# SET EXERCISE
Transcribe the records that follow in their entirety, omitting any pictures.

[Interface markup and scripts]
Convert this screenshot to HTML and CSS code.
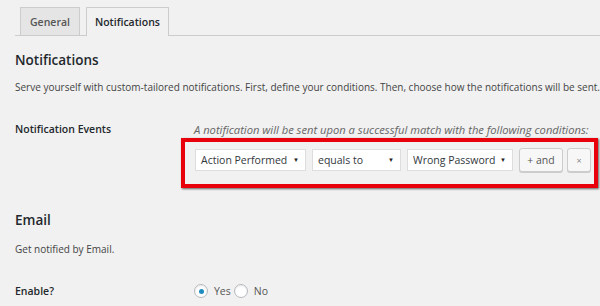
FILE: index.html
```html
<!DOCTYPE html>
<html>
<head>
	<meta charset="utf-8">
	<title>Notifications</title>
	<link rel="stylesheet" href="styles.css">
</head>
<body>
	<div class="wrap">
		<!-- tabs -->
		<nav class="tabs">
			<a class="tab">General</a>
			<a class="tab active">Notifications</a>
		</nav>

		<h2>Notifications</h2>
		<p class="desc">Serve yourself with custom-tailored notifications. First, define your conditions. Then, choose how the notifications will be sent.</p>

		<div class="row events">
			<div class="label">Notification Events</div>
			<div class="field">
				<p class="hint">A notification will be sent upon a successful match with the following conditions:</p>
				<div class="conditions">
					<div class="select w1">Action Performed <span class="arrow">&#9660;</span></div>
					<div class="select w2">equals to <span class="arrow">&#9660;</span></div>
					<div class="select w3">Wrong Password <span class="arrow">&#9660;</span></div>
					<button class="btn and">+ and</button>
					<button class="btn del">&times;</button>
				</div>
			</div>
		</div>

		<h2 class="email">Email</h2>
		<p class="desc small">Get notified by Email.</p>

		<div class="row enable">
			<div class="label">Enable?</div>
			<div class="field radios">
				<span class="radio checked"></span><span class="opt">Yes</span>
				<span class="radio"></span><span class="opt">No</span>
			</div>
		</div>
	</div>
</body>
</html>
```
FILE: styles.css
```css
* {
	margin: 0;
	padding: 0;
	box-sizing: border-box;
}
body {
	background: #f1f1f1;
	color: #23282d;
	font-family: "Open Sans", "Noto Sans", sans-serif;
	font-size: 10px;
	overflow: hidden;
}
.wrap {
	padding-left: 15px;
}

/* tabs */
.tabs {
	display: flex;
	gap: 6px;
	padding: 7px 0 0 5px;
	border-bottom: 1px solid #ccc;
}
.tab {
	display: block;
	height: 28px;
	line-height: 28px;
	padding: 0 9px;
	border: 1px solid #ccc;
	border-bottom: 0;
	background: #e5e5e5;
	color: #555;
	font-size: 10.5px;
	font-weight: 600;
	margin-bottom: -1px;
}
.tab.active {
	background: #f1f1f1;
	color: #23282d;
	height: 29px;
	padding: 0 8px;
}

h2 {
	font-size: 13.5px;
	font-weight: 600;
	line-height: 20px;
	margin-top: 14px;
}
.desc {
	margin-top: 9px;
	font-size: 10px;
	line-height: 16px;
	color: #444;
	white-space: nowrap;
}

.row {
	display: flex;
	line-height: 16px;
}
.label {
	width: 179px;
	font-weight: 600;
	font-size: 10.5px;
}
.events {
	margin-top: 26px;
}
.hint {
	font-style: italic;
	color: #666;
	font-size: 11.2px;
	margin-top: 1px;
	white-space: nowrap;
}

/* red highlight */
.conditions {
	display: flex;
	align-items: center;
	gap: 6px;
	width: 417px;
	height: 50px;
	margin: 0 0 0 -13px;
	padding: 0 0 6px 10px;
	border: 4px solid #e8000b;
	box-shadow: 1px 1px 2px rgba(0,0,0,.6);
}
.select {
	position: relative;
	height: 22px;
	line-height: 20px;
	padding-left: 5px;
	background: #fff;
	border: 1px solid #ddd;
	font-size: 10.5px;
	color: #32373c;
	white-space: nowrap;
	flex: none;
}
.select .arrow {
	position: absolute;
	right: 6px;
	top: 0;
	font-size: 6px;
	color: #222;
}
.w1 { width: 111px; }
.w2 { width: 89px; }
.w3 { width: 106px; }
.btn {
	height: 24px;
	background: #f7f7f7;
	border: 1px solid #ccc;
	border-radius: 3px;
	color: #555;
	font-family: inherit;
	box-shadow: 0 1px 0 #ccc;
	flex: none;
}
.btn.and {
	width: 44px;
	font-size: 10.5px;
}
.btn.del {
	width: 24px;
	margin-left: -2px;
	font-size: 9px;
	color: #888;
}

.email {
	margin-top: 22px;
}
.desc.small {
	margin-top: 11px;
}
.enable {
	margin-top: 26px;
	align-items: center;
}
.radios {
	display: flex;
	align-items: center;
	font-size: 10.5px;
	color: #555;
}
.radio {
	width: 14px;
	height: 14px;
	border: 1px solid #b4b9be;
	border-radius: 50%;
	background: #fff;
	box-shadow: inset 0 1px 2px rgba(0,0,0,.1);
	display: flex;
	align-items: center;
	justify-content: center;
}
.radio.checked::after {
	content: "";
	width: 5px;
	height: 5px;
	border-radius: 50%;
	background: #1e8cbe;
}
.opt {
	margin: 0 1px 0 6px;
}
.opt + .radio {
	margin-left: 2px;
}
```
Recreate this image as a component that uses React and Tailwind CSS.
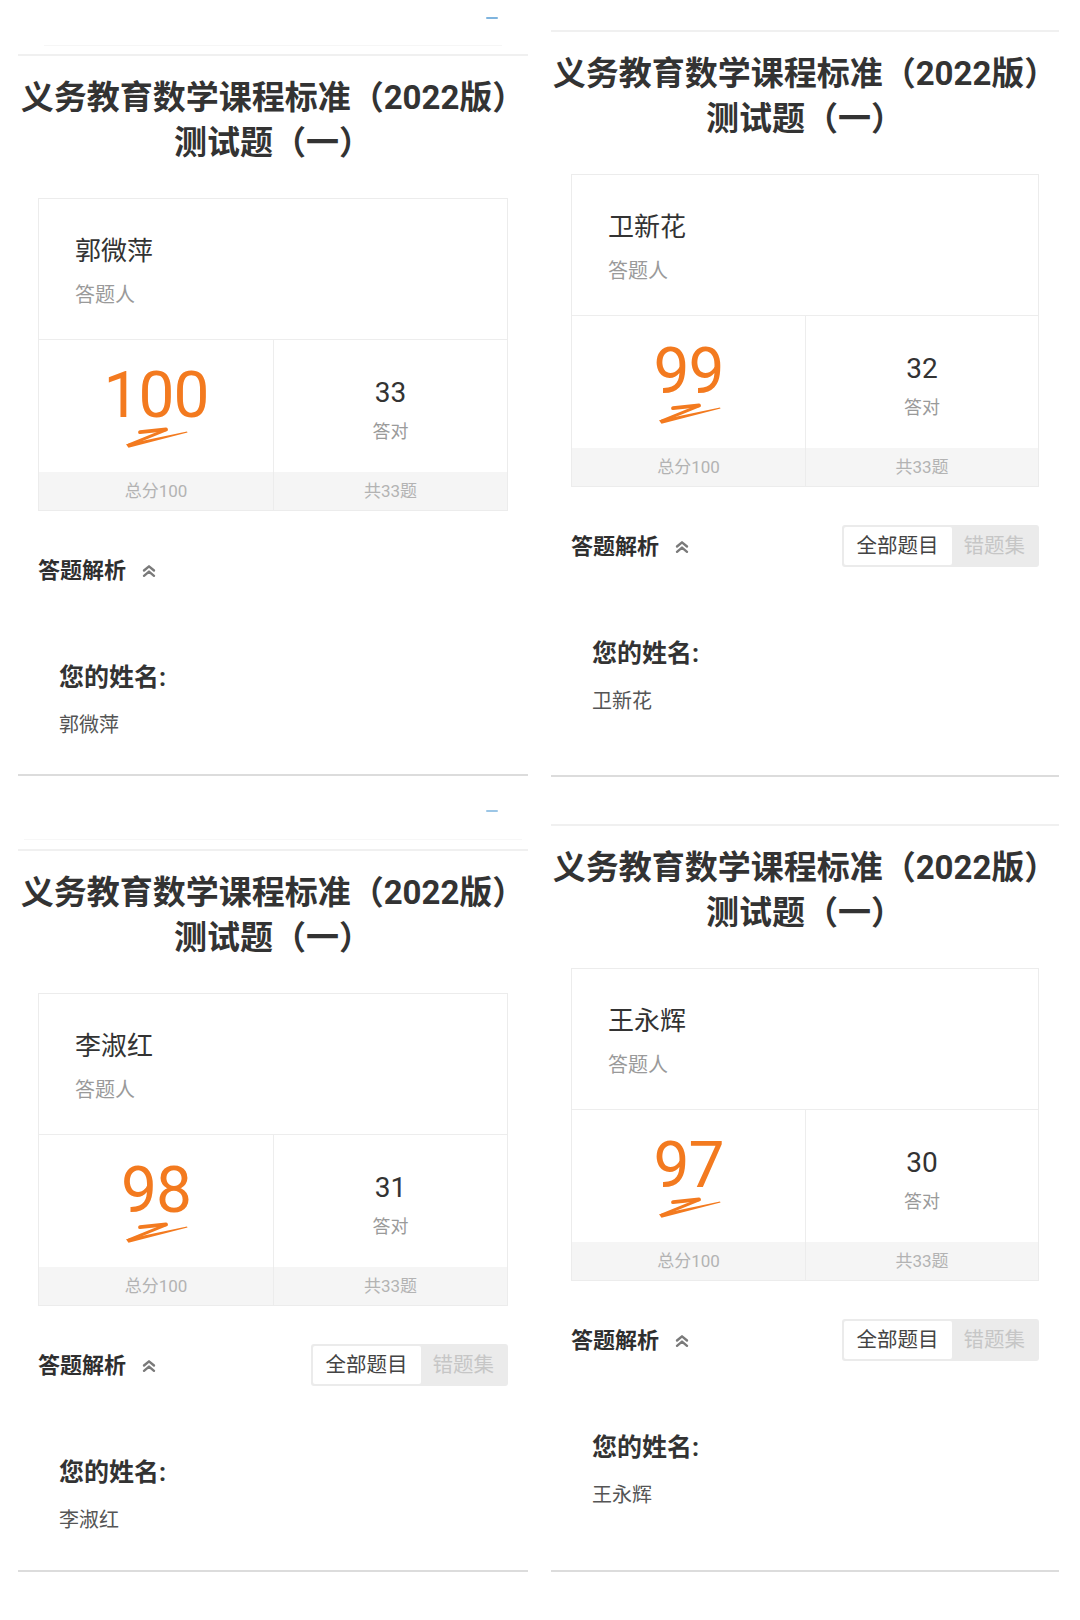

# FINISHED EXERCISE
Convert this screenshot to HTML and CSS code.
FILE: index.html
```html
<!DOCTYPE html>
<html>
<head>
	<meta charset="utf-8">
	<title>Notifications</title>
	<link rel="stylesheet" href="styles.css">
</head>
<body>
	<div class="wrap">
		<!-- tabs -->
		<nav class="tabs">
			<a class="tab">General</a>
			<a class="tab active">Notifications</a>
		</nav>

		<h2>Notifications</h2>
		<p class="desc">Serve yourself with custom-tailored notifications. First, define your conditions. Then, choose how the notifications will be sent.</p>

		<div class="row events">
			<div class="label">Notification Events</div>
			<div class="field">
				<p class="hint">A notification will be sent upon a successful match with the following conditions:</p>
				<div class="conditions">
					<div class="select w1">Action Performed <span class="arrow">&#9660;</span></div>
					<div class="select w2">equals to <span class="arrow">&#9660;</span></div>
					<div class="select w3">Wrong Password <span class="arrow">&#9660;</span></div>
					<button class="btn and">+ and</button>
					<button class="btn del">&times;</button>
				</div>
			</div>
		</div>

		<h2 class="email">Email</h2>
		<p class="desc small">Get notified by Email.</p>

		<div class="row enable">
			<div class="label">Enable?</div>
			<div class="field radios">
				<span class="radio checked"></span><span class="opt">Yes</span>
				<span class="radio"></span><span class="opt">No</span>
			</div>
		</div>
	</div>
</body>
</html>
```
FILE: styles.css
```css
* {
	margin: 0;
	padding: 0;
	box-sizing: border-box;
}
body {
	background: #f1f1f1;
	color: #23282d;
	font-family: "Open Sans", "Noto Sans", sans-serif;
	font-size: 10px;
	overflow: hidden;
}
.wrap {
	padding-left: 15px;
}

/* tabs */
.tabs {
	display: flex;
	gap: 6px;
	padding: 7px 0 0 5px;
	border-bottom: 1px solid #ccc;
}
.tab {
	display: block;
	height: 28px;
	line-height: 28px;
	padding: 0 9px;
	border: 1px solid #ccc;
	border-bottom: 0;
	background: #e5e5e5;
	color: #555;
	font-size: 10.5px;
	font-weight: 600;
	margin-bottom: -1px;
}
.tab.active {
	background: #f1f1f1;
	color: #23282d;
	height: 29px;
	padding: 0 8px;
}

h2 {
	font-size: 13.5px;
	font-weight: 600;
	line-height: 20px;
	margin-top: 14px;
}
.desc {
	margin-top: 9px;
	font-size: 10px;
	line-height: 16px;
	color: #444;
	white-space: nowrap;
}

.row {
	display: flex;
	line-height: 16px;
}
.label {
	width: 179px;
	font-weight: 600;
	font-size: 10.5px;
}
.events {
	margin-top: 26px;
}
.hint {
	font-style: italic;
	color: #666;
	font-size: 11.2px;
	margin-top: 1px;
	white-space: nowrap;
}

/* red highlight */
.conditions {
	display: flex;
	align-items: center;
	gap: 6px;
	width: 417px;
	height: 50px;
	margin: 0 0 0 -13px;
	padding: 0 0 6px 10px;
	border: 4px solid #e8000b;
	box-shadow: 1px 1px 2px rgba(0,0,0,.6);
}
.select {
	position: relative;
	height: 22px;
	line-height: 20px;
	padding-left: 5px;
	background: #fff;
	border: 1px solid #ddd;
	font-size: 10.5px;
	color: #32373c;
	white-space: nowrap;
	flex: none;
}
.select .arrow {
	position: absolute;
	right: 6px;
	top: 0;
	font-size: 6px;
	color: #222;
}
.w1 { width: 111px; }
.w2 { width: 89px; }
.w3 { width: 106px; }
.btn {
	height: 24px;
	background: #f7f7f7;
	border: 1px solid #ccc;
	border-radius: 3px;
	color: #555;
	font-family: inherit;
	box-shadow: 0 1px 0 #ccc;
	flex: none;
}
.btn.and {
	width: 44px;
	font-size: 10.5px;
}
.btn.del {
	width: 24px;
	margin-left: -2px;
	font-size: 9px;
	color: #888;
}

.email {
	margin-top: 22px;
}
.desc.small {
	margin-top: 11px;
}
.enable {
	margin-top: 26px;
	align-items: center;
}
.radios {
	display: flex;
	align-items: center;
	font-size: 10.5px;
	color: #555;
}
.radio {
	width: 14px;
	height: 14px;
	border: 1px solid #b4b9be;
	border-radius: 50%;
	background: #fff;
	box-shadow: inset 0 1px 2px rgba(0,0,0,.1);
	display: flex;
	align-items: center;
	justify-content: center;
}
.radio.checked::after {
	content: "";
	width: 5px;
	height: 5px;
	border-radius: 50%;
	background: #1e8cbe;
}
.opt {
	margin: 0 1px 0 6px;
}
.opt + .radio {
	margin-left: 2px;
}
```
Recreate this image as a component that uses React and Tailwind CSS.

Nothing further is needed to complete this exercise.